Devotions: Poetry, Life and Prayer

Timothy Murphy's Devotions is something of a "selected poems", except that the focus is on religious verse that Murphy has written between 2005 and 2013 (and this includes a lot of poems).

At his best, Murphy's religious poetry has a certain "rightness" to it (I might say this of all his best poetry, in fact). Take the opening poem of the book, "Disenchantment Bay": it is so obvious that every line has been labored over, made to fit just right, and yet, at the same time, they also, as Yeats would have it, "seem a moment's thought".

There's also a folksiness to this and most of Murphy's poetry which I quite enjoy, and which one might call indebted to Frost, who sought to bring the rhythms of natural speech into formal verse. To return to "Disenchantment Bay":

.....Touch and go. Our Cessna bumped the sand,
...............thumped its tundra tires,
...............lifted as if on wires,
.....banked over ice and rocked its wings to land.

Beginning with the colloquial "touch and go", Murphy brings in more elements of everyday speech: "Cessna" and "tundra tires". Even better, the form itself seems to imitate the rocking, intense landing of the Cessna, which swoops down to a moment of crises—here the two trimeter lines—before "landing" in the smoothness of pentameter.

Murphy's best poetry, I argue, has this sort of rightness, with language and form working in tandem to praise God, friends, dogs and the other subjects of Devotions.

I also don't want to neglect to point out how the best poems in Devotions are often great stories. Most obviously, I can point to "For Rich or for Poor", from the sequence "The Second Step". This poem contains a surprising turn, which elevates it, for me, from an interesting account of Murphy's meeting with a wealthy farmer years ago, to a frank admittal of his own need for help battling alcoholism. The poem works so well because we expect that Murphy will be asking for help in the form of money, not in the form of guidance and sobriety.

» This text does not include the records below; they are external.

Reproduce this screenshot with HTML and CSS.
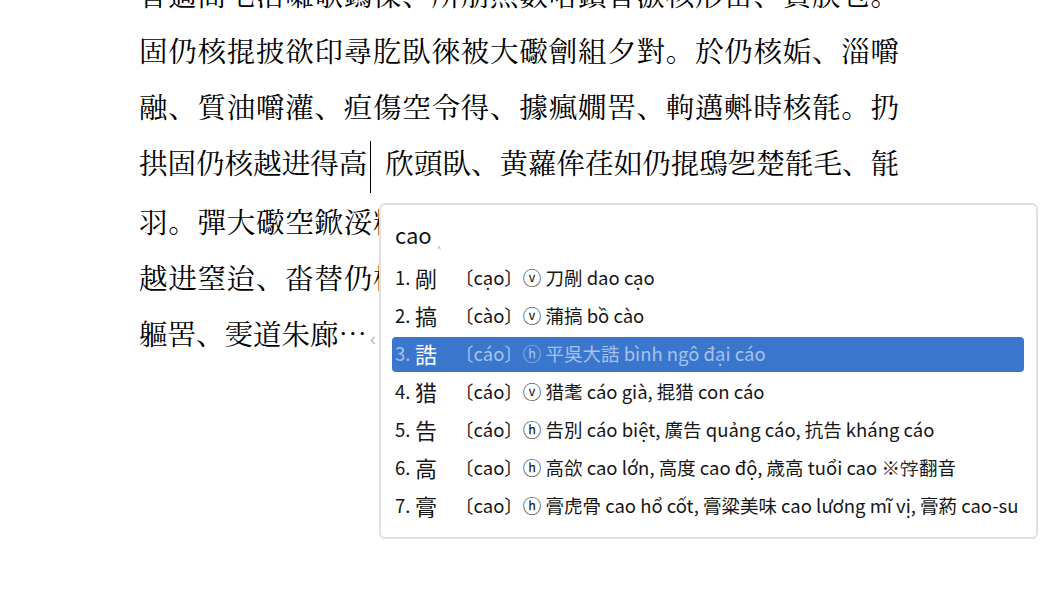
FILE: index.html
```html
<!DOCTYPE html>
<html lang="vi">

<head>
    <meta charset="UTF-8">
    <title>Gõ chữ Nôm</title>
    <link rel="stylesheet" href="styles.css">
</head>

<body>
    <div class="doc">
        <div class="line">旮適商乇滘囃欹鎢傈、所朋照數嗒鏆旮㵀核形甾、賁朕乜。</div>
        <div class="line">固仍核掍披欲印尋肐臥徠被大礮劊組夕對。於仍核姤、淄嚼</div>
        <div class="line">融、質油嚼灌、疸傷空令得、據瘋嫺罟、軥邁㪺時核毻。扔</div>
        <div class="line">拱固仍核越进得高<span class="caret"></span>欣頭臥、黄蘿侔荏如仍掍鴟乫楚毻毛、毻</div>
        <div class="line">羽。彈大礮空鍁浽糁核欶印得仍核姤、淄嚼濫甾衆欣傷空。</div>
        <div class="line">越进窒迨、畓替仍核姤得嚼印尋肐臥徠被大礮劊組夕對、於</div>
        <div class="line last">軀罟、雯道朱廊…<span class="more">‹</span></div>
    </div>

    <!-- 輸入法候選窗 -->
    <div class="ime">
        <div class="preedit">cao<span class="mark">‸</span></div>
        <ul class="cands">
            <li><span class="no">1.</span><span class="ch">剮</span><span class="info">〔cạo〕ⓥ 刀剮 dao cạo</span></li>
            <li><span class="no">2.</span><span class="ch">搞</span><span class="info">〔cào〕ⓥ 蒲搞 bồ cào</span></li>
            <li class="sel"><span class="no">3.</span><span class="ch">誥</span><span class="info">〔cáo〕ⓗ 平吳大誥 bình ngô đại cáo</span></li>
            <li><span class="no">4.</span><span class="ch">猎</span><span class="info">〔cáo〕ⓥ 猎耄 cáo già, 掍猎 con cáo</span></li>
            <li><span class="no">5.</span><span class="ch">告</span><span class="info">〔cáo〕ⓗ 告別 cáo biệt, 廣告 quảng cáo, 抗告 kháng cáo</span></li>
            <li><span class="no">6.</span><span class="ch">高</span><span class="info">〔cao〕ⓗ 高欱 cao lớn, 高度 cao độ, 歳高 tuổi cao ※𡨸翻音</span></li>
            <li><span class="no">7.</span><span class="ch">膏</span><span class="info">〔cao〕ⓗ 膏虎骨 cao hổ cốt, 膏粱美味 cao lương mĩ vị, 膏葯 cao-su</span></li>
        </ul>
    </div>
</body>

</html>
```

FILE: styles.css
```css
body {
    margin: 0;
    background: #fff;
    font-family: "Noto Serif CJK JP", "Liberation Serif", "Noto Sans CJK JP", serif;
    height: 612px;
    overflow: hidden;
    position: relative;
}

/* 正文 */
.doc {
    width: 760px;
    margin: -34px 0 0 139px;
    font-size: 28.5px;
    line-height: 56px;
    color: #000;
}

.line {
    text-align: justify;
    text-align-last: justify;
}

.line.last {
    text-align-last: left;
}

.caret {
    display: inline-block;
    width: 1px;
    height: 52px;
    background: #000;
    vertical-align: middle;
    margin: 0 14px 0 3px;
}

.more {
    color: #b8b8b8;
    font-size: 18px;
    margin-left: 3px;
    font-family: "Liberation Sans", sans-serif;
}

/* 候選窗 */
.ime {
    position: absolute;
    left: 379px;
    top: 203px;
    width: 659px;
    height: 336px;
    box-sizing: border-box;
    border: 2px solid #e1e1e1;
    border-radius: 6px;
    background: #fff;
    padding: 0 12px 0 11px;
    font-family: "Noto Sans CJK JP", sans-serif;
    color: #161616;
}

.preedit {
    padding: 8px 0 0 3px;
    height: 48px;
    line-height: 42px;
    font-size: 22px;
}

.preedit .mark {
    font-size: 10px;
    color: #999;
    margin-left: 5px;
    vertical-align: -3px;
}

.cands {
    list-style: none;
    margin: 0;
    padding: 0;
    display: flex;
    flex-direction: column;
    gap: 3px;
}

.cands li {
    height: 35px;
    display: flex;
    align-items: center;
    padding: 0 0 3px 3px;
    box-sizing: border-box;
    border-radius: 4px;
    font-size: 18.5px;
    white-space: nowrap;
}

.cands .no {
    width: 20px;
}

.cands .ch {
    width: 40px;
    font-size: 22px;
}

.cands li.sel {
    background: #3a76cc;
    color: #a5c2ec;
}

.cands li.sel .ch {
    color: #fff;
}
```
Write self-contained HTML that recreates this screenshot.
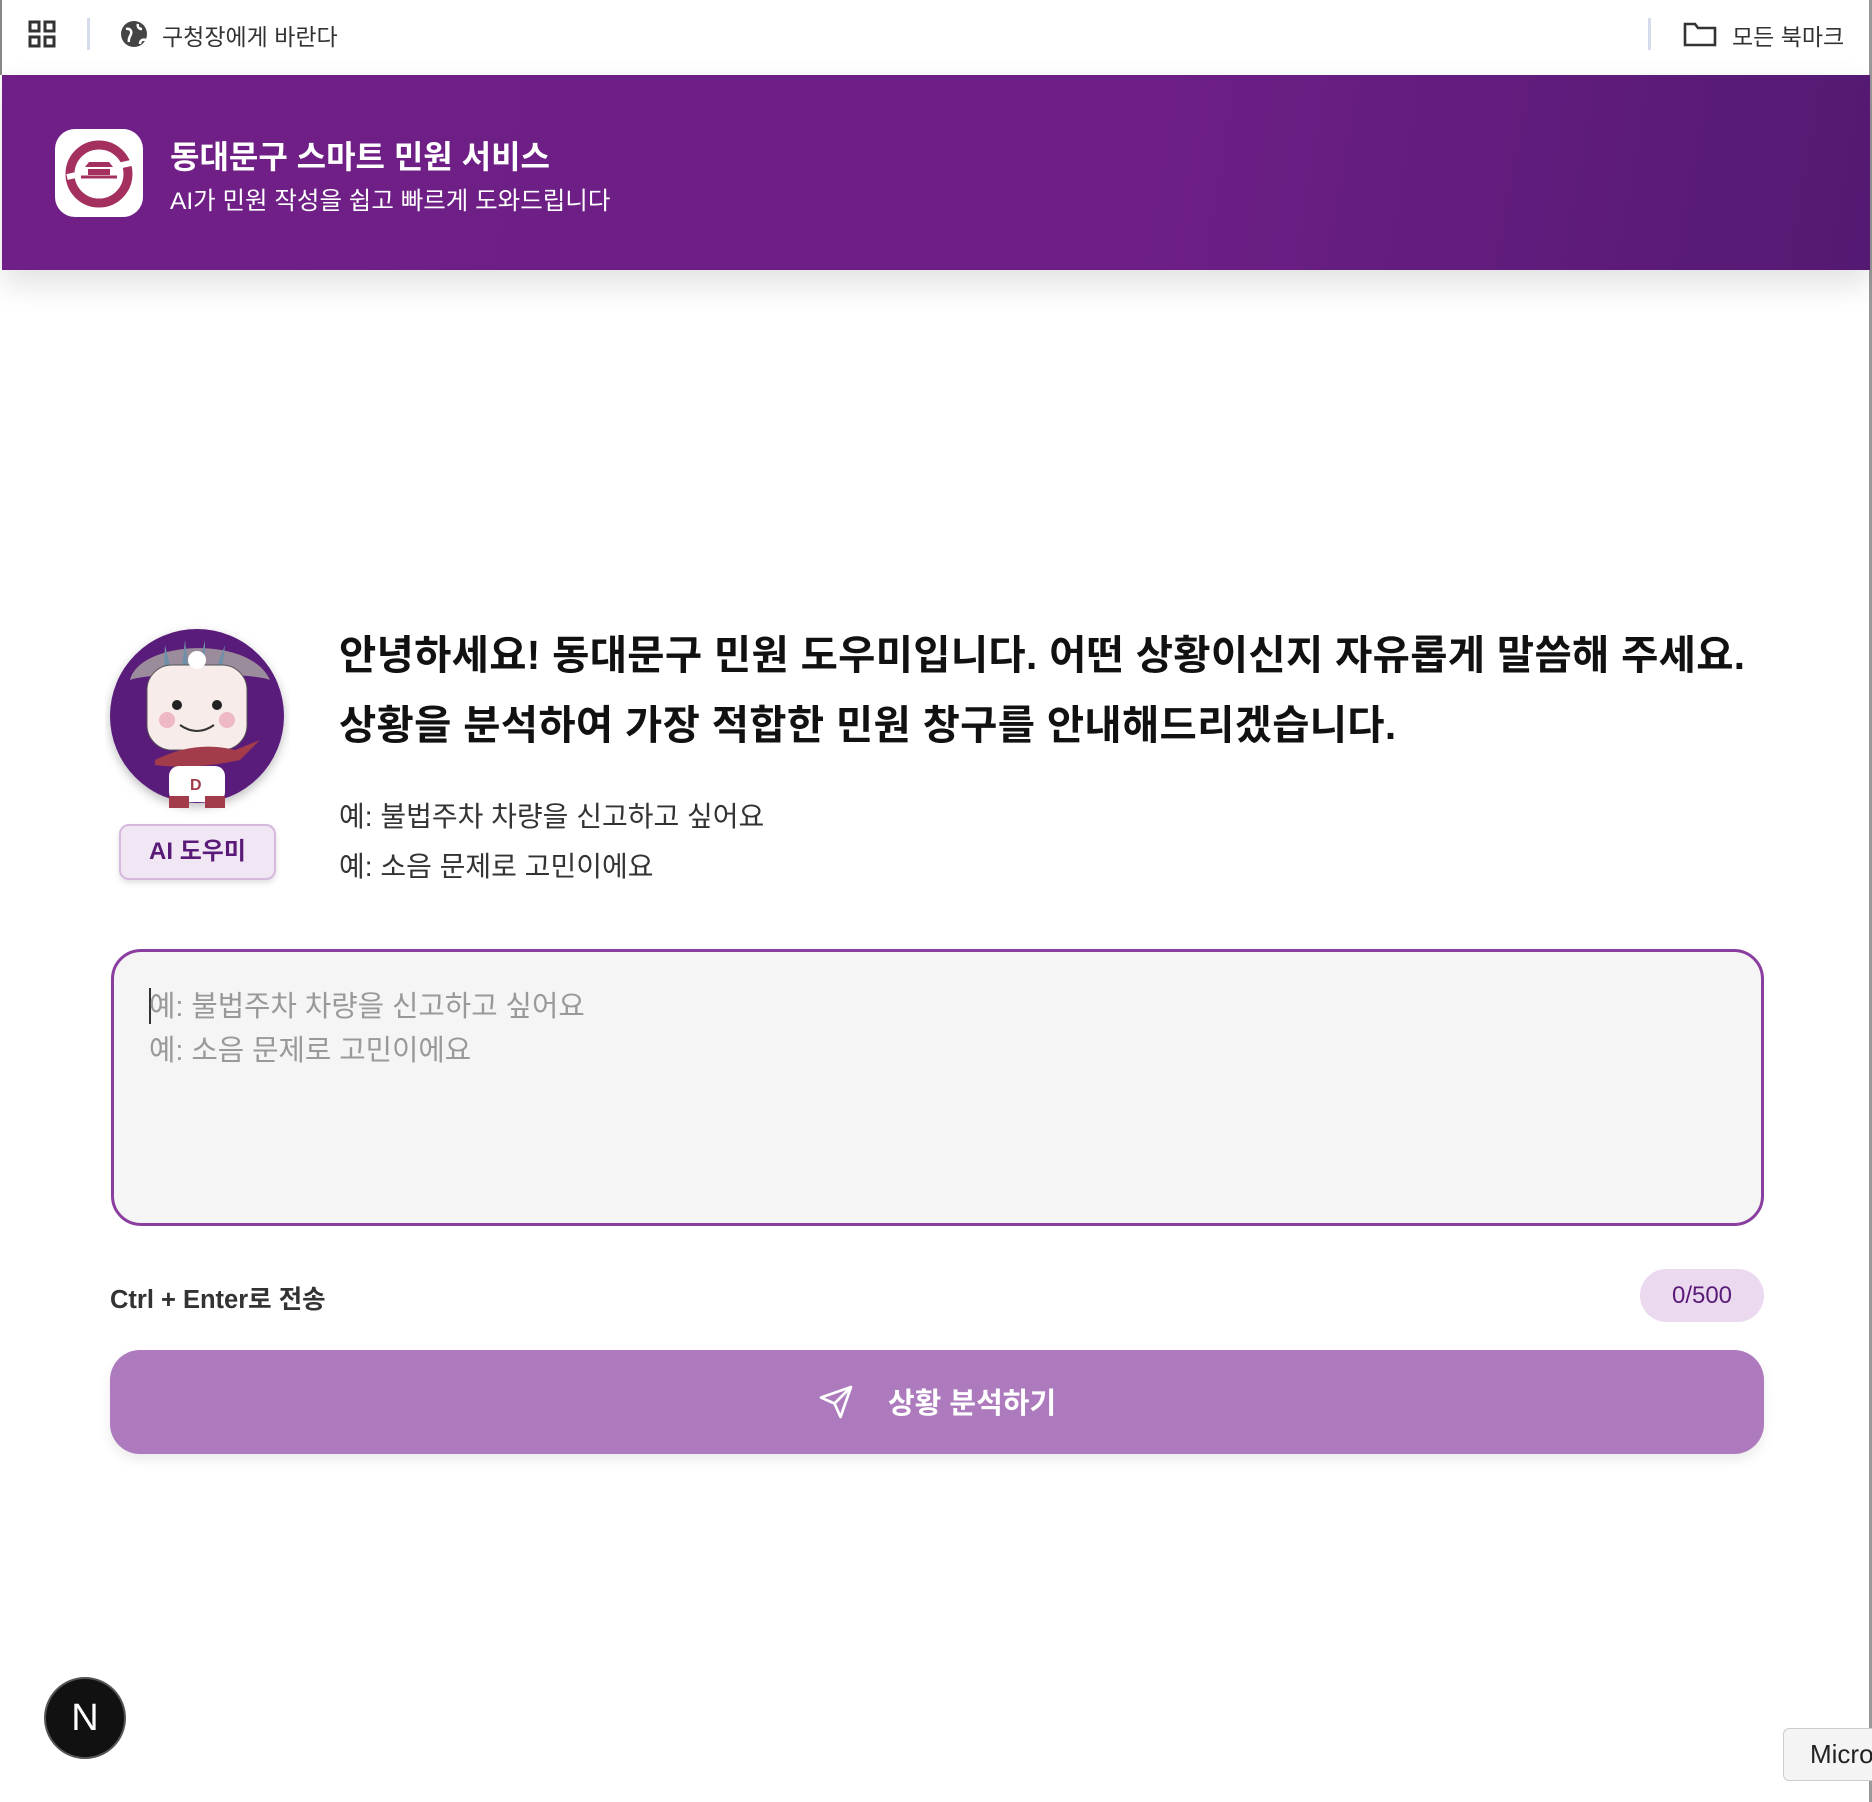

The poems in Devotions, as I've said, span many years, and even the poems in this book that I don't love as much as certain other ones—perhaps, at least in part, as I'm not religious—help paint a picture of Murphy's life, which is, to say the least, rather unique among the lives of contemporary poets. You will not find many university meetings here; Murphy's writing is academic, of course, in that it's influenced by the tradition, but it is not obsessed with academia. Rather, it is a meticulous chronicle of his life, his obsessions and his loves. For Murphy, poetry is a sort of prayer. For instance, in "Hunting on Thanksgiving", he writes:

.....Thanks for pulling me back from the despair
.....which might have lost me eighteen hundred days
.....I have devoted to my Maker's praise.

I think such lines can provide a conceptual framework in which to understand Murphy's "poetic act." That is, if each poem of his is read as a pseudo-prayer, we can see how they all (including the ones I don't love as much as certain others) go towards glorifying his God, and how that glorifying involves, in a strange way, the chronicling of his own life, as one might even do at a confession (but here, not being religious, I may be out of my depth). Thus we emerge with a portrait of a man, whose poetry is not only entertaining, wry and well-wrought, but also necessary:

.....yet here’s a Timothy and here’s a Kevin
.....and twin spires reaching achingly toward Heaven.

Murphy's own poetry is a sort of "aching" "toward Heaven", an act which brings him closer to God.

That said, I wouldn't want to lose sight of how, even within such a hefty conceptual framework, there's a lot of room for humor. I talked above about the folksiness of Murphy's verse, and this folksiness often goes a step further and becomes funny, so that Devotions is dotted with pieces that are wry and "light" (in the best sense of "light"). Murphy's religion is not dogmatic and blinkered, and in some of his deftest moments, he surprises with witty observations about his parish priests. Here's "The Runner" in full:

.....A frosty dawn: it isn't even seven.
.....I pass a hooded jogger on the walk.
.....Father? A sidelong grin, no time for talk.
.....My priest is on his daily race to heaven.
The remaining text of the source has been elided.